Single by Taylor Dayne

from the album The Shadow OST
- Released: 1994
- Recorded: 1994
- Genre: Pop
- Length: 6:23 (album version); 5:24 (single and video edit);
- Label: Arista
- Songwriter(s): Jim Steinman
- Producer(s): Jim Steinman

Taylor Dayne singles chronology
| "I'll Wait" (1994) | "Original Sin" (1994) | "Say a Prayer" (1995) |

Music video
- "Taylor Dayne - Original Sin (Theme From "The Shadow")" on YouTube

= Original Sin (Taylor Dayne song) =

Taylor Dayne single

"Original Sin (Theme from the Shadow)" is a song produced, written and arranged by Jim Steinman. Steinman originally wrote, composed, and produced the song for the album of the same name by the musical team called Pandora's Box titled as "Original Sin (The Natives Are Restless Tonight)". American singer Taylor Dayne covered the song (singing to a stripped-down version of the backup tracks recorded for Pandora's Box), and it was released as a single on June 26, 1994 by Arista Records, and included in the soundtrack to the 1994 film The Shadow, starring Alec Baldwin. This version of the song has slightly altered lyrics referring to the themes of the movie (a line about 'evil lurking in the hearts of men today' based on the intro to "The Shadow" radio program) different from the ones sung by Meat Loaf on Welcome to the Neighborhood and Pandora's Box.
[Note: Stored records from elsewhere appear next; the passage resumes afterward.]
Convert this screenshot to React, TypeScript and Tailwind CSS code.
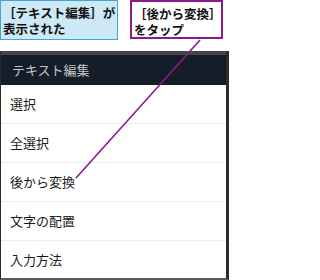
const items = ["選択", "全選択", "後から変換", "文字の配置", "入力方法"];

export default function App() {
  return (
    <div
      className="relative w-[229px] h-[280px] overflow-hidden bg-white"
      style={{ fontFamily: '"Noto Sans CJK JP", "Noto Sans", sans-serif' }}
    >
      <div className="flex items-start h-[40px]">
        <div className="w-[118px] h-[40px] bg-[#cce9f5] border border-[#45a3d8] pl-[2px] pt-[4px] text-[12.5px] leading-[15.5px] font-bold text-[#111] whitespace-nowrap">
          <p>
            ［テキスト編集］が
            <br />
            表示された
          </p>
        </div>
        <div className="ml-[12px] w-[93px] h-[39px] bg-white border-2 border-[#8b1a8b] pl-[2px] pt-[4px] text-[12.5px] leading-[15.5px] font-bold text-[#111] whitespace-nowrap">
          <p>
            ［後から変換］
            <br />
            をタップ
          </p>
        </div>
      </div>

      <div className="mt-[11px] h-[229px] w-[229px] flex flex-col border-l border-l-[#2a2a2a] border-r-[3px] border-r-[#2b2b2b] border-b-2 border-b-[#5a5a5a]">
        <div className="h-[4px] bg-[#41464c]" />
        <div className="h-[30px] bg-[#151d28] flex items-center pl-[11px] text-[13px] text-[#c3c7cc]">
          テキスト編集
        </div>
        <div className="flex-1 flex flex-col">
          {items.map((item, i) => (
            <div
              key={item}
              className={
                i < items.length - 1
                  ? "h-[39px] flex items-center pl-[9px] text-[13px] text-[#1a1a1a] border-b border-[#ececec]"
                  : "flex-1 flex items-center pl-[9px] text-[13px] text-[#1a1a1a]"
              }
            >
              {item}
            </div>
          ))}
        </div>
      </div>

      <svg className="absolute inset-0 pointer-events-none" width="229" height="280">
        <line x1="200" y1="40" x2="76" y2="178" stroke="#8b1a8b" strokeWidth="1.6" />
      </svg>
    </div>
  );
}
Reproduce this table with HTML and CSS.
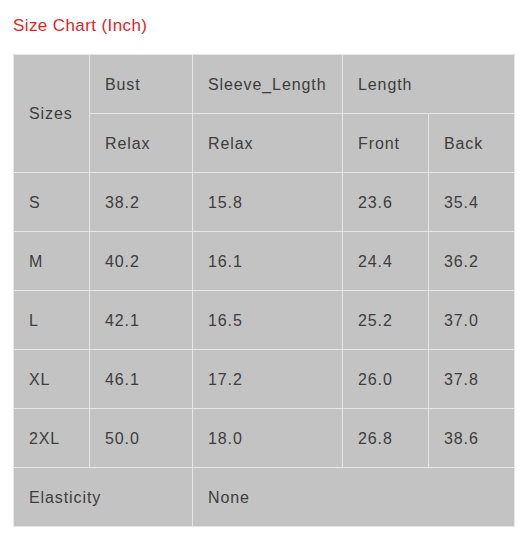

The photograph displayed on the cover of Dayne's single was shot by Alberto Tolot, taken on the set of its music video.

==Critical reception==
Larry Flick from Billboard magazine stated, "Dayne's over-the-top vocal style is a perfect match for Jim Steinman's melodramatic, kitchen-sink production", adding, "Dayne chews through an arrangement of grand piano lines, thunderous guitars, and shrill choir chants with impressive energy. Don't be
surprised if this bombastic track propels her back onto the pop charts in a huge way." Troy J. Augusto from Cash Box wrote, "With his usual far-over-the-top production excess, Jim Steinman has created for Dayne an epic single worthy of her powerhouse vocals. Similar to his bombastic work with Meat Loaf, 'Original Sin' is layered thick with energetic guitars, orchestral pianos and a heavy-duty vocal choir that'll have 'emdancing in the aisles. It's back to the top o' the heap for Ms. Dayne, whose new album is expected later in the year."

==Charts==

| Chart (1994–95) | Peak position |
|---|---|
| Australia (ARIA) | 203 |
| Scotland (OCC) | 72 |
| UK Singles (OCC) | 63 |

"Original Sin" was released in the US as a cassette and CD single, but did not chart on the Billboard Hot 100.

==Cover versions==
Meat Loaf recorded the song for his album Welcome to the Neighborhood. As previously stated, his version has different lyrics from Dayne's.